*CHALLENGE*:
Quote the whole listing word for word. Do not include the pictures.

*MATERIAL*:
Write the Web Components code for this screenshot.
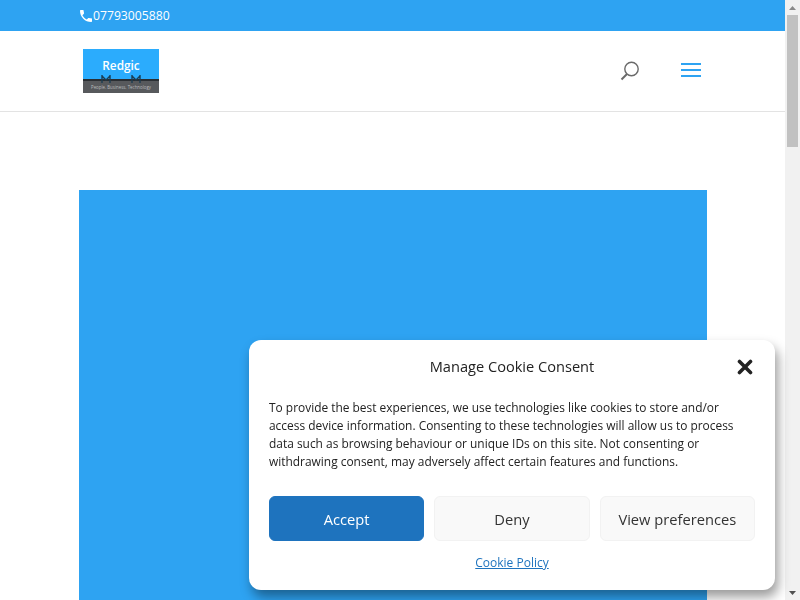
<!DOCTYPE html>
<html lang="en">
<head>
<meta charset="utf-8">
<title>Redgic</title>
<style>
html, body { margin: 0; height: 100%; overflow: hidden; background: #fff; }
body { font-family: "Open Sans", sans-serif; display: flex; height: 600px; }
</style>
</head>
<body>
<site-page>
	<top-bar phone="07793005880"></top-bar>
	<site-header></site-header>
	<hero-block></hero-block>
</site-page>
<fake-scrollbar></fake-scrollbar>
<cookie-modal title="Manage Cookie Consent">
	To provide the best experiences, we use technologies like cookies to store and/or access device information. Consenting to these technologies will allow us to process data such as browsing behaviour or unique IDs on this site. Not consenting or withdrawing consent, may adversely affect certain features and functions.
</cookie-modal>

<script>
(function() {

class SitePage extends HTMLElement {
	constructor() {
		super();
		this.attachShadow({mode: 'open'}).innerHTML = `
			<style>:host { display: flex; flex-direction: column; flex: 1; min-width: 0; height: 600px; overflow: hidden; }</style>
			<slot></slot>`;
	}
}

class TopBar extends HTMLElement {
	constructor() {
		super();
		this.attachShadow({mode: 'open'}).innerHTML = `
			<style>
			:host { display: flex; align-items: center; flex: none; height: 31px; padding-left: 80px; background: #2ea3f2; color: #fff; font-size: 12.2px; font-weight: 500; }
			svg { width: 12px; height: 12px; margin-right: 1px; }
			</style>
			<svg viewBox="3 3 18 18"><path fill="#fff" d="M6.62 10.79c1.44 2.83 3.76 5.14 6.59 6.59l2.200-2.200c.27-.27.67-.36 1.020-.24 1.120.37 2.330.57 3.570.57.55 0 1 .45 1 1V20c0 .55-.45 1-1 1-9.390 0-17-7.610-17-17 0-.55.45-1 1-1h3.500c.55 0 1 .45 1 1 0 1.250.2 2.450.57 3.570.11.35.03.74-.25 1.020l-2.200 2.200z"/></svg>
			<span></span>`;
		this.shadowRoot.querySelector('span').textContent = this.getAttribute('phone');
	}
}

class SiteLogo extends HTMLElement {
	constructor() {
		super();
		this.attachShadow({mode: 'open'}).innerHTML = `
			<style>
			:host { display: flex; flex-direction: column; width: 76px; height: 44px; background: #2bacfd; overflow: hidden; }
			.name { height: 31px; display: flex; align-items: center; justify-content: center; padding-top: 2px; box-sizing: border-box; color: #fff; font: 600 11.800px "Open Sans", sans-serif; }
			.line { position: relative; height: 2px; background: #2b2f33; }
			svg { position: absolute; top: -4px; width: 10px; height: 8px; }
			.strip { flex: 1; background: #57595c; color: #b9bbbd; font: 4.400px/12px "Open Sans", sans-serif; text-align: center; white-space: nowrap; }
			</style>
			<div class="name">Redgic</div>
			<div class="line">
				<svg style="left:18px" viewBox="0 0 10 8" fill="none" stroke="#1c3d52" stroke-width="1.400"><path d="M1 0v8M9 0v8M1 1l4 4 4-4"/></svg>
				<svg style="left:48px" viewBox="0 0 10 8" fill="none" stroke="#1c3d52" stroke-width="1.400"><path d="M1 0v8M9 0v8M1 1l4 4 4-4"/></svg>
			</div>
			<div class="strip">People. Business. Technology</div>`;
	}
}

class SiteHeader extends HTMLElement {
	constructor() {
		super();
		this.attachShadow({mode: 'open'}).innerHTML = `
			<style>
			:host { display: flex; align-items: center; flex: none; height: 80px; padding: 0 84px 0 83px; background: #fff; border-bottom: 1px solid #e3e3e3; }
			.gap { flex: 1; }
			.search { width: 20px; height: 20px; margin-right: 41px; }
			.menu { display: flex; flex-direction: column; gap: 4px; width: 20px; margin-top: -2px; }
			.menu i { display: block; height: 2px; background: #2ea3f2; }
			</style>
			<site-logo></site-logo>
			<div class="gap"></div>
			<svg class="search" viewBox="0 0 20 20" fill="none" stroke="#6a6a6a" stroke-width="1.400"><circle cx="11.500" cy="8" r="6.700"/><path d="M7 13 1.500 18.500" stroke-width="1.900"/></svg>
			<div class="menu"><i></i><i></i><i></i></div>`;
	}
}

class HeroBlock extends HTMLElement {
	constructor() {
		super();
		this.attachShadow({mode: 'open'}).innerHTML = `
			<style>
			:host { display: block; flex: none; width: 628px; height: 500px; margin: 78px 0 0 79px; background: #2ea3f2; }
			</style>`;
	}
}

class FakeScrollbar extends HTMLElement {
	constructor() {
		super();
		this.attachShadow({mode: 'open'}).innerHTML = `
			<style>
			:host { display: flex; flex-direction: column; flex: none; width: 15px; height: 600px; background: #f1f1f1; }
			.arrow { flex: none; height: 15px; display: flex; align-items: center; justify-content: center; }
			.arrow svg { width: 7px; height: 4px; }
			.track { flex: 1; padding: 0 2px; }
			.thumb { height: 132px; background: #c1c1c1; }
			</style>
			<div class="arrow"><svg viewBox="0 0 7 4"><path fill="#8a8a8a" d="M3.500 0 7 4H0z"/></svg></div>
			<div class="track"><div class="thumb"></div></div>
			<div class="arrow"><svg viewBox="0 0 7 4"><path fill="#505050" d="M0 0h7L3.500 4z"/></svg></div>`;
	}
}

class CookieButton extends HTMLElement {
	constructor() {
		super();
		this.attachShadow({mode: 'open'}).innerHTML = `
			<style>
			:host { display: flex; align-items: center; justify-content: center; flex: 1; height: 45px; box-sizing: border-box; border: 1px solid #f2f2f2; border-radius: 6px; background: #f9f9f9; color: #333; font-size: 14.700px; white-space: nowrap; }
			:host([primary]) { background: #1e73be; border-color: #1e73be; color: #fff; }
			</style>
			<slot></slot>`;
	}
}

class CookieModal extends HTMLElement {
	constructor() {
		super();
		this.attachShadow({mode: 'open'}).innerHTML = `
			<style>
			:host { position: fixed; left: 249px; top: 340px; width: 526px; height: 250px; box-sizing: border-box; padding: 0 20px; display: flex; flex-direction: column; background: #fff; border-radius: 12px; box-shadow: 3px 7px 12px rgba(0,0,0,.4); color: #222; }
			.head { position: relative; flex: none; height: 53px; display: flex; align-items: center; justify-content: center; padding-bottom: 2px; box-sizing: border-box; font-size: 14.600px; }
			.close { position: absolute; right: 2px; top: 19px; width: 16px; height: 16px; }
			.body { flex: none; margin: 5px 0 1px; height: 72px; font-size: 11.930px; line-height: 18px; color: #222; }
			.buttons { display: flex; gap: 10px; margin-top: 25px; }
			.foot { display: flex; justify-content: center; margin-top: 13px; font-size: 12px; }
			a { color: #1e73be; text-decoration: underline; }
			</style>
			<div class="head">
				<span class="title"></span>
				<svg class="close" viewBox="0 0 16 16"><path d="M2.500 2.500l11 11M13.500 2.500l-11 11" stroke="#222" stroke-width="3.600" stroke-linecap="round"/></svg>
			</div>
			<div class="body"><slot></slot></div>
			<div class="buttons">
				<cookie-button primary>Accept</cookie-button>
				<cookie-button>Deny</cookie-button>
				<cookie-button>View preferences</cookie-button>
			</div>
			<div class="foot"><a href="#">Cookie Policy</a></div>`;
		this.shadowRoot.querySelector('.title').textContent = this.getAttribute('title');
	}
}

customElements.define('site-page', SitePage);
customElements.define('top-bar', TopBar);
customElements.define('site-logo', SiteLogo);
customElements.define('site-header', SiteHeader);
customElements.define('hero-block', HeroBlock);
customElements.define('fake-scrollbar', FakeScrollbar);
customElements.define('cookie-button', CookieButton);
customElements.define('cookie-modal', CookieModal);
})();
</script>
</body>
</html>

*WRITTEN ANSWER*:
Write the Web Components code for this screenshot.
<!DOCTYPE html>
<html lang="en">
<head>
<meta charset="utf-8">
<title>Redgic</title>
<style>
html, body { margin: 0; height: 100%; overflow: hidden; background: #fff; }
body { font-family: "Open Sans", sans-serif; display: flex; height: 600px; }
</style>
</head>
<body>
<site-page>
	<top-bar phone="07793005880"></top-bar>
	<site-header></site-header>
	<hero-block></hero-block>
</site-page>
<fake-scrollbar></fake-scrollbar>
<cookie-modal title="Manage Cookie Consent">
	To provide the best experiences, we use technologies like cookies to store and/or access device information. Consenting to these technologies will allow us to process data such as browsing behaviour or unique IDs on this site. Not consenting or withdrawing consent, may adversely affect certain features and functions.
</cookie-modal>

<script>
(function() {

class SitePage extends HTMLElement {
	constructor() {
		super();
		this.attachShadow({mode: 'open'}).innerHTML = `
			<style>:host { display: flex; flex-direction: column; flex: 1; min-width: 0; height: 600px; overflow: hidden; }</style>
			<slot></slot>`;
	}
}

class TopBar extends HTMLElement {
	constructor() {
		super();
		this.attachShadow({mode: 'open'}).innerHTML = `
			<style>
			:host { display: flex; align-items: center; flex: none; height: 31px; padding-left: 80px; background: #2ea3f2; color: #fff; font-size: 12.2px; font-weight: 500; }
			svg { width: 12px; height: 12px; margin-right: 1px; }
			</style>
			<svg viewBox="3 3 18 18"><path fill="#fff" d="M6.62 10.79c1.44 2.83 3.76 5.14 6.59 6.59l2.200-2.200c.27-.27.67-.36 1.020-.24 1.120.37 2.330.57 3.570.57.55 0 1 .45 1 1V20c0 .55-.45 1-1 1-9.390 0-17-7.610-17-17 0-.55.45-1 1-1h3.500c.55 0 1 .45 1 1 0 1.250.2 2.450.57 3.570.11.35.03.74-.25 1.020l-2.200 2.200z"/></svg>
			<span></span>`;
		this.shadowRoot.querySelector('span').textContent = this.getAttribute('phone');
	}
}

class SiteLogo extends HTMLElement {
	constructor() {
		super();
		this.attachShadow({mode: 'open'}).innerHTML = `
			<style>
			:host { display: flex; flex-direction: column; width: 76px; height: 44px; background: #2bacfd; overflow: hidden; }
			.name { height: 31px; display: flex; align-items: center; justify-content: center; padding-top: 2px; box-sizing: border-box; color: #fff; font: 600 11.800px "Open Sans", sans-serif; }
			.line { position: relative; height: 2px; background: #2b2f33; }
			svg { position: absolute; top: -4px; width: 10px; height: 8px; }
			.strip { flex: 1; background: #57595c; color: #b9bbbd; font: 4.400px/12px "Open Sans", sans-serif; text-align: center; white-space: nowrap; }
			</style>
			<div class="name">Redgic</div>
			<div class="line">
				<svg style="left:18px" viewBox="0 0 10 8" fill="none" stroke="#1c3d52" stroke-width="1.400"><path d="M1 0v8M9 0v8M1 1l4 4 4-4"/></svg>
				<svg style="left:48px" viewBox="0 0 10 8" fill="none" stroke="#1c3d52" stroke-width="1.400"><path d="M1 0v8M9 0v8M1 1l4 4 4-4"/></svg>
			</div>
			<div class="strip">People. Business. Technology</div>`;
	}
}

class SiteHeader extends HTMLElement {
	constructor() {
		super();
		this.attachShadow({mode: 'open'}).innerHTML = `
			<style>
			:host { display: flex; align-items: center; flex: none; height: 80px; padding: 0 84px 0 83px; background: #fff; border-bottom: 1px solid #e3e3e3; }
			.gap { flex: 1; }
			.search { width: 20px; height: 20px; margin-right: 41px; }
			.menu { display: flex; flex-direction: column; gap: 4px; width: 20px; margin-top: -2px; }
			.menu i { display: block; height: 2px; background: #2ea3f2; }
			</style>
			<site-logo></site-logo>
			<div class="gap"></div>
			<svg class="search" viewBox="0 0 20 20" fill="none" stroke="#6a6a6a" stroke-width="1.400"><circle cx="11.500" cy="8" r="6.700"/><path d="M7 13 1.500 18.500" stroke-width="1.900"/></svg>
			<div class="menu"><i></i><i></i><i></i></div>`;
	}
}

class HeroBlock extends HTMLElement {
	constructor() {
		super();
		this.attachShadow({mode: 'open'}).innerHTML = `
			<style>
			:host { display: block; flex: none; width: 628px; height: 500px; margin: 78px 0 0 79px; background: #2ea3f2; }
			</style>`;
	}
}

class FakeScrollbar extends HTMLElement {
	constructor() {
		super();
		this.attachShadow({mode: 'open'}).innerHTML = `
			<style>
			:host { display: flex; flex-direction: column; flex: none; width: 15px; height: 600px; background: #f1f1f1; }
			.arrow { flex: none; height: 15px; display: flex; align-items: center; justify-content: center; }
			.arrow svg { width: 7px; height: 4px; }
			.track { flex: 1; padding: 0 2px; }
			.thumb { height: 132px; background: #c1c1c1; }
			</style>
			<div class="arrow"><svg viewBox="0 0 7 4"><path fill="#8a8a8a" d="M3.500 0 7 4H0z"/></svg></div>
			<div class="track"><div class="thumb"></div></div>
			<div class="arrow"><svg viewBox="0 0 7 4"><path fill="#505050" d="M0 0h7L3.500 4z"/></svg></div>`;
	}
}

class CookieButton extends HTMLElement {
	constructor() {
		super();
		this.attachShadow({mode: 'open'}).innerHTML = `
			<style>
			:host { display: flex; align-items: center; justify-content: center; flex: 1; height: 45px; box-sizing: border-box; border: 1px solid #f2f2f2; border-radius: 6px; background: #f9f9f9; color: #333; font-size: 14.700px; white-space: nowrap; }
			:host([primary]) { background: #1e73be; border-color: #1e73be; color: #fff; }
			</style>
			<slot></slot>`;
	}
}

class CookieModal extends HTMLElement {
	constructor() {
		super();
		this.attachShadow({mode: 'open'}).innerHTML = `
			<style>
			:host { position: fixed; left: 249px; top: 340px; width: 526px; height: 250px; box-sizing: border-box; padding: 0 20px; display: flex; flex-direction: column; background: #fff; border-radius: 12px; box-shadow: 3px 7px 12px rgba(0,0,0,.4); color: #222; }
			.head { position: relative; flex: none; height: 53px; display: flex; align-items: center; justify-content: center; padding-bottom: 2px; box-sizing: border-box; font-size: 14.600px; }
			.close { position: absolute; right: 2px; top: 19px; width: 16px; height: 16px; }
			.body { flex: none; margin: 5px 0 1px; height: 72px; font-size: 11.930px; line-height: 18px; color: #222; }
			.buttons { display: flex; gap: 10px; margin-top: 25px; }
			.foot { display: flex; justify-content: center; margin-top: 13px; font-size: 12px; }
			a { color: #1e73be; text-decoration: underline; }
			</style>
			<div class="head">
				<span class="title"></span>
				<svg class="close" viewBox="0 0 16 16"><path d="M2.500 2.500l11 11M13.500 2.500l-11 11" stroke="#222" stroke-width="3.600" stroke-linecap="round"/></svg>
			</div>
			<div class="body"><slot></slot></div>
			<div class="buttons">
				<cookie-button primary>Accept</cookie-button>
				<cookie-button>Deny</cookie-button>
				<cookie-button>View preferences</cookie-button>
			</div>
			<div class="foot"><a href="#">Cookie Policy</a></div>`;
		this.shadowRoot.querySelector('.title').textContent = this.getAttribute('title');
	}
}

customElements.define('site-page', SitePage);
customElements.define('top-bar', TopBar);
customElements.define('site-logo', SiteLogo);
customElements.define('site-header', SiteHeader);
customElements.define('hero-block', HeroBlock);
customElements.define('fake-scrollbar', FakeScrollbar);
customElements.define('cookie-button', CookieButton);
customElements.define('cookie-modal', CookieModal);
})();
</script>
</body>
</html>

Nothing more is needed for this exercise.